The Future TV Taskforce, representing the PSBs, counters that moving online could “close the digital divide once and for all”. “We want to be able to plan to ensure that no one is left behind,” a spokesperson says, adding that rising DTT costs could otherwise mean cuts to programme budgets.
The numbers show the scale of the challenge. Of the 1.8m Freeview-dependent homes projected for 2035, around 1.1m are expected to have broadband but not use it for TV. The remaining 700,000 are forecast to lack a broadband connection altogether.
Veterans of the analogue switch-off, completed in 2012 after 76 years, recall similar fears of “TV blackout chaos”. Around 6 per cent of households were labelled “digital refuseniks”, yet a targeted help scheme and a national campaign, fronted by a robot called Digit Al voiced by Matt Lucas, delivered a largely smooth transition.
This time, the BBC is less keen to foot the bill. Tim Davie, the outgoing director general, has said the corporation should not fund a comparable support programme for a Freeview switch-off.

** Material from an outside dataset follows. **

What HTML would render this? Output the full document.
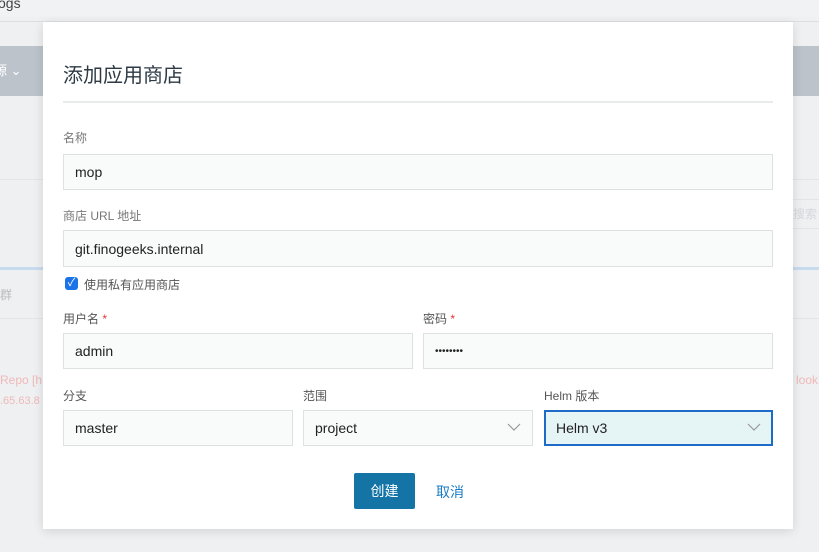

Research for Sky by Oliver & Ohlbaum suggests that with early awareness campaigns and digital inclusion measures, only about 330,000 households would ultimately need hands-on help ahead of a 2034 shutdown.
Meanwhile, viewing habits continue to fragment. Audience body Barb says 7 per cent of UK households no longer own a TV set, choosing to watch on other devices. In December, YouTube overtook the BBC’s combined channels in total UK viewing across TVs, smartphones and tablets, albeit measured at a minimum of three minutes.
That shift may accelerate. YouTube has recently blocked Barb and its partner Kantar from accessing viewing session data, limiting transparency just as online platforms consolidate power.
“When the government chose British Satellite Broadcasting as the ‘winner’ in satellite TV it was Rupert Murdoch’s Sky instead that came out on top,” says a senior TV executive quoted by The Guardian. “There already is such an outsider ready to be the winner in the transition to internet TV; it is YouTube.”
Freeview’s future now hangs on a familiar British dilemma: modernise fast and risk exclusion, or protect universality and pay the price. Either way, the aerial’s days as king of the living room look numbered.